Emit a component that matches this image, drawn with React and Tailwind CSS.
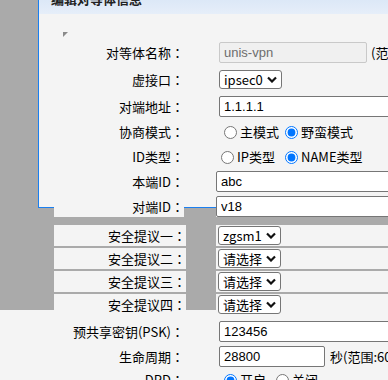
import React from 'react';

const cjk = "font-['Noto_Sans_CJK_SC',sans-serif]";

function Chevron() {
    return (
        <svg width="10" height="7" viewBox="0 0 10 7" className="ml-auto mr-[4px]">
            <path d="M1 1.5l4 4 4-4" fill="none" stroke="#111" strokeWidth="2.2" />
        </svg>
    );
}

function Select({ value }) {
    return (
        <div className={`flex items-center w-[63px] h-[19px] bg-white border border-[#767676] rounded-[3px] pl-[4px] text-[13px] text-black ${cjk}`}>
            <span className="leading-none">{value}</span>
            <Chevron />
        </div>
    );
}

function TextBox({ value, width = 'w-[260px]', disabled }) {
    return (
        <input
            readOnly
            value={value}
            className={`${width} h-[21px] shrink-0 rounded-[2px] border px-[4px] text-[13px] outline-none font-['Liberation_Sans',sans-serif] ${disabled ? 'border-[#c9c9c9] bg-[#f0f0f0] text-[#6d6d6d]' : 'border-[#767676] bg-white text-black'}`}
        />
    );
}

function Radio({ checked, label, gap }) {
    return (
        <label className={`flex items-center ${gap}`}>
            <input type="radio" readOnly checked={checked} className="m-0 w-[13px] h-[13px] accent-[#0075ff]" />
            <span className="ml-[3px] text-[13px] text-black">{label}</span>
        </label>
    );
}

function Row({ label, mt, h = 'h-[21px]', lw = 'w-[130px]', gw = 'w-[32px]', pl = 'pl-[3px]', children }) {
    return (
        <div className={`flex ${mt} ${h}`}>
            <div className={`${lw} shrink-0 bg-[#f4f4f4] flex items-center justify-end text-[13px] text-black whitespace-nowrap ${cjk}`}>
                {label}
                <span className="font-['Noto_Sans_CJK_TC',sans-serif]">：</span>
            </div>
            <div className={`${gw} shrink-0`} />
            <div className={`flex-1 bg-[#f4f4f4] flex items-center whitespace-nowrap ${pl} ${cjk}`}>
                {children}
            </div>
        </div>
    );
}

export default function App() {
    return (
        <div className="relative w-[388px] h-[380px] overflow-hidden bg-[#aaaaaa]">
            {/* upper panel */}
            <div className="absolute left-[38px] top-0 right-0 h-[208px] bg-[#f4f4f4] border-l border-b border-[#1a7ff0]">
                <div className="h-[14px] bg-gradient-to-b from-[#dce8f7] to-[#e6eef9] overflow-hidden">
                    <div className={`mt-[-11px] ml-[12px] text-[13px] font-bold text-[#222] ${cjk}`}>编辑对等体信息</div>
                </div>
                <svg width="5" height="5" viewBox="0 0 5 5" className="ml-[24px] mt-[18px]">
                    <polygon points="0,0 5,0 0,5" fill="#8a8a8a" />
                </svg>
            </div>
            {/* lower panel */}
            <div className="absolute left-0 right-0 top-[310px] bottom-0 bg-[#f4f4f4]" />

            <div className="relative pl-[54px] flex flex-col">
                <Row label="对等体名称" mt="mt-[42px]">
                    <TextBox value="unis-vpn" width="w-[148px]" disabled />
                    <span className="ml-[4px] text-[13px] text-black">(范围:1-31个字符)</span>
                </Row>
                <Row label="虚接口" mt="mt-[6px]">
                    <Select value="ipsec0" />
                </Row>
                <Row label="对端地址" mt="mt-[6px]">
                    <TextBox value="1.1.1.1" />
                </Row>
                <Row label="协商模式" mt="mt-[4px]" h="h-[22px]" pl="pl-[8px]">
                    <Radio label="主模式" />
                    <Radio checked label="野蛮模式" gap="ml-[6px]" />
                </Row>
                <Row label="ID类型" mt="mt-[3px]" h="h-[22px]" pl="pl-[5px]">
                    <Radio label="IP类型" />
                    <Radio checked label="NAME类型" gap="ml-[10px]" />
                </Row>
                <Row label="本端ID" mt="mt-[3px]" pl="pl-0">
                    <TextBox value="abc" />
                </Row>
                <Row label="对端ID" mt="mt-[4px]" pl="pl-0">
                    <TextBox value="v18" />
                </Row>
                <Row label="安全提议一" mt="mt-[8px]" lw="w-[132px]" gw="w-[30px]" pl="pl-[2px]">
                    <Select value="zgsm1" />
                </Row>
                <Row label="安全提议二" mt="mt-[2px]" lw="w-[132px]" gw="w-[30px]" pl="pl-[2px]">
                    <Select value="请选择" />
                </Row>
                <Row label="安全提议三" mt="mt-[2px]" lw="w-[132px]" gw="w-[30px]" pl="pl-[2px]">
                    <Select value="请选择" />
                </Row>
                <Row label="安全提议四" mt="mt-[2px]" lw="w-[132px]" gw="w-[30px]" pl="pl-[2px]">
                    <Select value="请选择" />
                </Row>
                <Row label="预共享密钥(PSK)" mt="mt-[6px]">
                    <TextBox value="123456" />
                </Row>
                <Row label="生命周期" mt="mt-[4px]">
                    <TextBox value="28800" width="w-[106px]" />
                    <span className="ml-[5px] text-[13px] text-black">秒(范围:60-604800)</span>
                </Row>
                <Row label="DPD" mt="mt-[2px]" h="h-[22px]" pl="pl-[8px]">
                    <Radio checked label="开启" />
                    <Radio label="关闭" gap="ml-[10px]" />
                </Row>
            </div>
        </div>
    );
}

══════════════════════════════

:: Aim of the task ::
Reproduce every line of the material precisely, omitting its pictures.

:: Complete output ::
Emit a component that matches this image, drawn with React and Tailwind CSS.
import React from 'react';

const cjk = "font-['Noto_Sans_CJK_SC',sans-serif]";

function Chevron() {
    return (
        <svg width="10" height="7" viewBox="0 0 10 7" className="ml-auto mr-[4px]">
            <path d="M1 1.5l4 4 4-4" fill="none" stroke="#111" strokeWidth="2.2" />
        </svg>
    );
}

function Select({ value }) {
    return (
        <div className={`flex items-center w-[63px] h-[19px] bg-white border border-[#767676] rounded-[3px] pl-[4px] text-[13px] text-black ${cjk}`}>
            <span className="leading-none">{value}</span>
            <Chevron />
        </div>
    );
}

function TextBox({ value, width = 'w-[260px]', disabled }) {
    return (
        <input
            readOnly
            value={value}
            className={`${width} h-[21px] shrink-0 rounded-[2px] border px-[4px] text-[13px] outline-none font-['Liberation_Sans',sans-serif] ${disabled ? 'border-[#c9c9c9] bg-[#f0f0f0] text-[#6d6d6d]' : 'border-[#767676] bg-white text-black'}`}
        />
    );
}

function Radio({ checked, label, gap }) {
    return (
        <label className={`flex items-center ${gap}`}>
            <input type="radio" readOnly checked={checked} className="m-0 w-[13px] h-[13px] accent-[#0075ff]" />
            <span className="ml-[3px] text-[13px] text-black">{label}</span>
        </label>
    );
}

function Row({ label, mt, h = 'h-[21px]', lw = 'w-[130px]', gw = 'w-[32px]', pl = 'pl-[3px]', children }) {
    return (
        <div className={`flex ${mt} ${h}`}>
            <div className={`${lw} shrink-0 bg-[#f4f4f4] flex items-center justify-end text-[13px] text-black whitespace-nowrap ${cjk}`}>
                {label}
                <span className="font-['Noto_Sans_CJK_TC',sans-serif]">：</span>
            </div>
            <div className={`${gw} shrink-0`} />
            <div className={`flex-1 bg-[#f4f4f4] flex items-center whitespace-nowrap ${pl} ${cjk}`}>
                {children}
            </div>
        </div>
    );
}

export default function App() {
    return (
        <div className="relative w-[388px] h-[380px] overflow-hidden bg-[#aaaaaa]">
            {/* upper panel */}
            <div className="absolute left-[38px] top-0 right-0 h-[208px] bg-[#f4f4f4] border-l border-b border-[#1a7ff0]">
                <div className="h-[14px] bg-gradient-to-b from-[#dce8f7] to-[#e6eef9] overflow-hidden">
                    <div className={`mt-[-11px] ml-[12px] text-[13px] font-bold text-[#222] ${cjk}`}>编辑对等体信息</div>
                </div>
                <svg width="5" height="5" viewBox="0 0 5 5" className="ml-[24px] mt-[18px]">
                    <polygon points="0,0 5,0 0,5" fill="#8a8a8a" />
                </svg>
            </div>
            {/* lower panel */}
            <div className="absolute left-0 right-0 top-[310px] bottom-0 bg-[#f4f4f4]" />

            <div className="relative pl-[54px] flex flex-col">
                <Row label="对等体名称" mt="mt-[42px]">
                    <TextBox value="unis-vpn" width="w-[148px]" disabled />
                    <span className="ml-[4px] text-[13px] text-black">(范围:1-31个字符)</span>
                </Row>
                <Row label="虚接口" mt="mt-[6px]">
                    <Select value="ipsec0" />
                </Row>
                <Row label="对端地址" mt="mt-[6px]">
                    <TextBox value="1.1.1.1" />
                </Row>
                <Row label="协商模式" mt="mt-[4px]" h="h-[22px]" pl="pl-[8px]">
                    <Radio label="主模式" />
                    <Radio checked label="野蛮模式" gap="ml-[6px]" />
                </Row>
                <Row label="ID类型" mt="mt-[3px]" h="h-[22px]" pl="pl-[5px]">
                    <Radio label="IP类型" />
                    <Radio checked label="NAME类型" gap="ml-[10px]" />
                </Row>
                <Row label="本端ID" mt="mt-[3px]" pl="pl-0">
                    <TextBox value="abc" />
                </Row>
                <Row label="对端ID" mt="mt-[4px]" pl="pl-0">
                    <TextBox value="v18" />
                </Row>
                <Row label="安全提议一" mt="mt-[8px]" lw="w-[132px]" gw="w-[30px]" pl="pl-[2px]">
                    <Select value="zgsm1" />
                </Row>
                <Row label="安全提议二" mt="mt-[2px]" lw="w-[132px]" gw="w-[30px]" pl="pl-[2px]">
                    <Select value="请选择" />
                </Row>
                <Row label="安全提议三" mt="mt-[2px]" lw="w-[132px]" gw="w-[30px]" pl="pl-[2px]">
                    <Select value="请选择" />
                </Row>
                <Row label="安全提议四" mt="mt-[2px]" lw="w-[132px]" gw="w-[30px]" pl="pl-[2px]">
                    <Select value="请选择" />
                </Row>
                <Row label="预共享密钥(PSK)" mt="mt-[6px]">
                    <TextBox value="123456" />
                </Row>
                <Row label="生命周期" mt="mt-[4px]">
                    <TextBox value="28800" width="w-[106px]" />
                    <span className="ml-[5px] text-[13px] text-black">秒(范围:60-604800)</span>
                </Row>
                <Row label="DPD" mt="mt-[2px]" h="h-[22px]" pl="pl-[8px]">
                    <Radio checked label="开启" />
                    <Radio label="关闭" gap="ml-[10px]" />
                </Row>
            </div>
        </div>
    );
}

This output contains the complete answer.